Para intentar comprenderlo, Clark escribió una extraña novela: La Bomba de la Reina Victoria (1967). Clark se preguntaba allí qué hubiera ocurrido si los victorianos hubieran tenido en sus manos el poder nuclear, y trazaba una parábola que dejaba mal parado al siglo XX.
El autor simulaba haber encontrado el manuscrito de un tal profesor Franklin Huxtable, discípulo de Dalton, admirador de Becquerel y amigo de Tennyson (el poeta que inspiraba a Truman), quien allá por 1886 descubría que acumulando una cierta masa crítica de uranio se liberaría energía. Huxtable hace una modesta experiencia y comunica los resultados al primer ministro Peel, a la reina Victoria y al príncipe Alberto. La corona lo autoriza a realizar una experiencia en una meseta de la India, utilizando un dispositivo muy sencillo: dos masas de uranio refinado que se desplazan sobre rieles hasta colisionar. La experiencia tiene éxito, aunque todos creen que fue un terremoto. Sin embargo, la reina Victoria manda archivar el informe porque considera que está ante una opción moral y piensa que destruir ciudades enteras sería una masacre imperdonable. Más tarde la bomba está a punto de ser usada en la guerra de Crimea, pero una tormenta impide que las dos partes se junten. Florencia Nightingale y Lincoln se interesan por el invento y deciden silenciarlo. Por último, cuando va a ser usado para reprimir una sublevación en las colonias africanas, los nativos destruyen accidentalmente la bomba antes de que pueda ser usada.

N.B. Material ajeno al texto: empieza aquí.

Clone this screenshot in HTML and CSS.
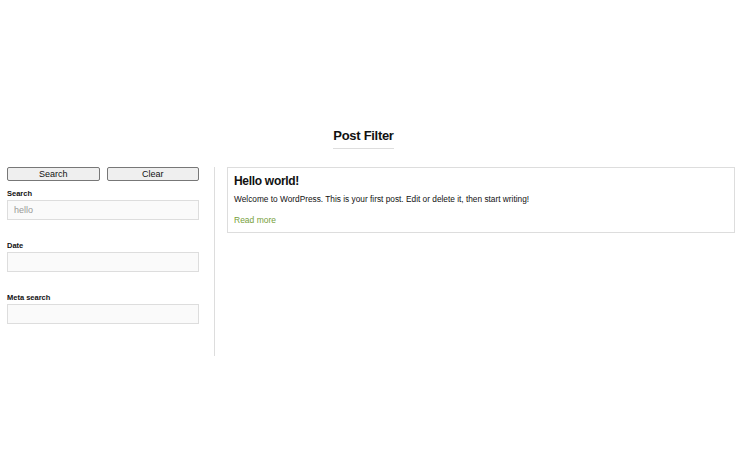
FILE: index.html
```html
<!DOCTYPE html>
<html>
<head>
    <meta charset="utf-8">
    <meta name="viewport" content="width=device-width, initial-scale=1">
    <title>Post Filter</title>
    <link rel="stylesheet" href="styles.css">
</head>
<body>
<article class="page">
    <header class="page-header">
        <h2>Post Filter</h2>
    </header>
    <div class="filter-layout">
        <aside class="filter-form">
            <div class="buttons">
                <button type="button">Search</button>
                <button type="button">Clear</button>
            </div>
            <div class="field">
                <label for="search">Search</label>
                <input type="text" id="search" placeholder="hello">
            </div>
            <div class="field">
                <label for="date">Date</label>
                <input type="text" id="date">
            </div>
            <div class="field">
                <label for="meta">Meta search</label>
                <input type="text" id="meta">
            </div>
        </aside>
        <section class="results">
            <div class="post">
                <h3>Hello world!</h3>
                <p>Welcome to WordPress. This is your first post. Edit or delete it, then start writing!</p>
                <a href="#">Read more</a>
            </div>
        </section>
    </div>
</article>
</body>
</html>
```

FILE: styles.css
```css
html, body {
    padding: 0;
    margin: 0;
}

body {
    background-color: #fff;
    color: #111;
    font-family: "Liberation Sans", Helvetica, Arial, sans-serif;
}

.page {
    padding: 128px 15px 0 7px;
}

.page-header {
    display: flex;
    justify-content: center;
    padding-right: 15px;
}

.page-header h2 {
    border-bottom: 1px solid #ddd;
    font-size: 13px;
    letter-spacing: -0.3px;
    line-height: 16px;
    margin: 0;
    padding-bottom: 4px;
}

.filter-layout {
    display: flex;
    margin-top: 18px;
}

.filter-form {
    border-right: 1px solid #ddd;
    box-sizing: border-box;
    min-height: 189px;
    padding-right: 15px;
    width: 208px;
}

.buttons {
    display: flex;
    gap: 7px;
}

.buttons button {
    background-color: #efefef;
    border: 1px solid #777;
    border-radius: 2px;
    color: #111;
    flex: 1;
    font-family: inherit;
    font-size: 9px;
    height: 14px;
    line-height: 11px;
    padding: 0;
}

.field {
    display: flex;
    flex-direction: column;
    margin-top: 8px;
}

.field + .field {
    margin-top: 21px;
}

.field label {
    font-size: 7.5px;
    font-weight: bold;
    line-height: 10px;
    margin-bottom: 1px;
}

.field input {
    background-color: #fafafa;
    border: 1px solid #ddd;
    box-sizing: border-box;
    font-family: inherit;
    font-size: 9px;
    height: 20px;
    padding: 0 6px;
}

.field input::placeholder {
    color: #999;
}

.results {
    flex: 1;
    padding-left: 12px;
}

.post {
    border: 1px solid #ddd;
    padding: 6px 6px 5px;
}

.post h3 {
    font-size: 12px;
    letter-spacing: -0.3px;
    line-height: 14px;
    margin: 0 0 5px;
}

.post p {
    font-size: 8.3px;
    line-height: 12px;
    margin: 0 0 4px;
}

.post a {
    color: #76a03a;
    font-size: 8.5px;
    line-height: 12px;
    text-decoration: none;
}
```
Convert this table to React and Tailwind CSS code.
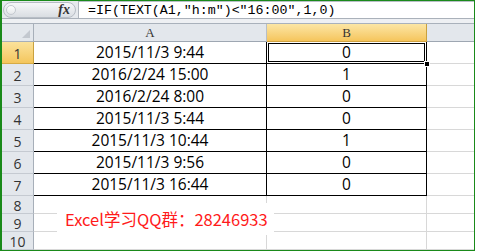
const data = [
  ["2015/11/3 9:44", "0"],
  ["2016/2/24 15:00", "1"],
  ["2016/2/24 8:00", "0"],
  ["2015/11/3 5:44", "0"],
  ["2015/11/3 10:44", "1"],
  ["2015/11/3 9:56", "0"],
  ["2015/11/3 16:44", "0"],
];

const cellFont = { fontFamily: '"Open Sans", "Liberation Sans", sans-serif' };

function RowHead({ n, active, h }) {
  return (
    <div
      className={`w-[32px] shrink-0 flex items-center justify-center pt-[1px] border-r border-b text-[14px] text-[#333] ${
        active
          ? "bg-gradient-to-b from-[#fbe29a] to-[#f4c65c] border-r-[#c9a13e] border-b-[#d6ab45]"
          : "bg-[#e3e7ec] border-r-[#a7afb9] border-b-[#c5cad1]"
      } ${h}`}
      style={cellFont}
    >
      {n}
    </div>
  );
}

export default function App() {
  return (
    <div className="w-[477px] h-[252px] bg-white overflow-hidden">
      <div className="relative w-[475px] h-[251px] border-t border-r border-b border-l-2 border-[#1a8a1a] flex flex-col overflow-hidden">
        {/* formula bar */}
        <div className="h-[20px] flex bg-[#e6e9ed] border-b border-[#aab1ba]">
          <div className="w-[76px] shrink-0 flex items-center pl-[1px]">
            <div className="relative w-[73px] h-[16px] rounded-full border border-[#b7bdc5] bg-gradient-to-b from-[#f6f7f9] to-[#d9dde2] flex items-center">
              <div className="ml-[2px] w-[10px] h-[10px] rounded-full border border-[#c4c9cf] bg-gradient-to-b from-white to-[#e4e7ea]" />
              <span
                className="ml-auto mr-[5px] italic font-bold text-[14px] leading-none text-[#333]"
                style={{ fontFamily: '"Liberation Serif", serif' }}
              >
                fx
              </span>
            </div>
          </div>
          <div className="w-px bg-[#b0b6be]" />
          <div className="flex-1 bg-white border-t border-[#b9bfc7] flex items-center pl-[9px]">
            <span
              className="text-[13.3px] text-black leading-none whitespace-pre"
              style={{ fontFamily: '"Liberation Mono", monospace' }}
            >
              =IF(TEXT(A1,"h:m")&lt;"16:00",1,0)
            </span>
          </div>
        </div>
        <div className="h-[5px] bg-[#eef0f3] border-b border-[#a9b1bb]" />

        {/* column headers */}
        <div className="h-[18px] flex">
          <div className="w-[32px] shrink-0 bg-[#e3e7ec] border-r border-b border-[#a7afb9] relative">
            <div className="absolute right-[3px] bottom-[3px] w-0 h-0 border-l-[8px] border-l-transparent border-b-[8px] border-b-[#c3c8cf]" />
          </div>
          <div
            className="w-[233px] shrink-0 bg-[#e3e7ec] border-r border-b border-r-[#b7bec7] border-b-[#9ea7b2] flex items-center justify-center text-[13px] text-[#333]"
            style={{ fontFamily: '"Liberation Serif", serif' }}
          >
            A
          </div>
          <div
            className="w-[160px] shrink-0 bg-gradient-to-b from-[#fce6a4] to-[#f5c55b] border-r border-b border-r-[#c9a13e] border-b-[#d0a241] flex items-center justify-center text-[13px] text-[#333]"
            style={{ fontFamily: '"Liberation Serif", serif' }}
          >
            B
          </div>
          <div className="flex-1 bg-[#e3e7ec] border-b border-[#9ea7b2]" />
        </div>

        {/* data rows */}
        {data.map(([a, b], i) => (
          <div key={i} className="h-[22px] flex">
            <RowHead n={i + 1} active={i === 0} h="h-[22px]" />
            <div
              className="w-[233px] shrink-0 border-r border-b border-black flex items-center justify-center pt-[1px] text-[15.5px] text-black"
              style={cellFont}
            >
              {a}
            </div>
            <div
              className={`relative w-[160px] shrink-0 border-r border-b border-black flex items-center justify-center pt-[1px] text-[15.5px] text-black ${
                i === 0 ? "shadow-[inset_0_0_0_1px_#fff,inset_0_0_0_2px_#000]" : ""
              }`}
              style={cellFont}
            >
              {b}
              {i === 0 && (
                <div className="absolute right-[-4px] bottom-[-4px] w-[6px] h-[6px] bg-black border border-white z-10" />
              )}
            </div>
            <div className="flex-1 border-b border-[#d8d8d8]" />
          </div>
        ))}

        {/* empty rows */}
        {[8, 9, 10].map((n) => (
          <div key={n} className="h-[18px] flex shrink-0">
            <RowHead n={n} h="h-[18px]" />
            <div className="w-[233px] shrink-0 border-r border-b border-[#d8d8d8]" />
            <div className="w-[160px] shrink-0 border-r border-b border-[#d8d8d8]" />
            <div className="flex-1 border-b border-[#d8d8d8]" />
          </div>
        ))}

        {/* text box over the sheet */}
        <div className="absolute left-[55px] top-[202px] w-[217px] h-[32px] bg-white flex items-center pl-[8px]">
          <span
            className="text-[16.5px] leading-none text-[#ff1a1a] whitespace-nowrap"
            style={{ fontFamily: '"Noto Sans CJK SC", "Noto Sans", sans-serif' }}
          >
            Excel学习QQ群：28246933
          </span>
        </div>
      </div>
    </div>
  );
}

¿Hubieran sido más éticos que Truman los victorianos? Por lo menos, cualquiera diría que Hitler y Stalin no hubieran tenido reparos.
De todos modos, la historia siguió su curso. Einstein se arrepintió de su carta y fue un activo pacifista. Szilard, que temía que lo juzgaran como criminal de guerra, emprendió una larga lucha contra las armas nucleares. Teller fue asesor de Reagan. Byrnes renunció en 1947, en desacuerdo con Truman. El piloto del Enola Gay ascendió a brigadier general. Eisenhower fue presidente y bajo su gobierno se desató el macartismo, el cual, irónicamente, persiguió a Oppenheimer acusándolo de ser comunista. Sajarov, que hizo la bomba H rusa, también fue perseguido.
¿Truman? Se cree que murió sin sentir remordimientos.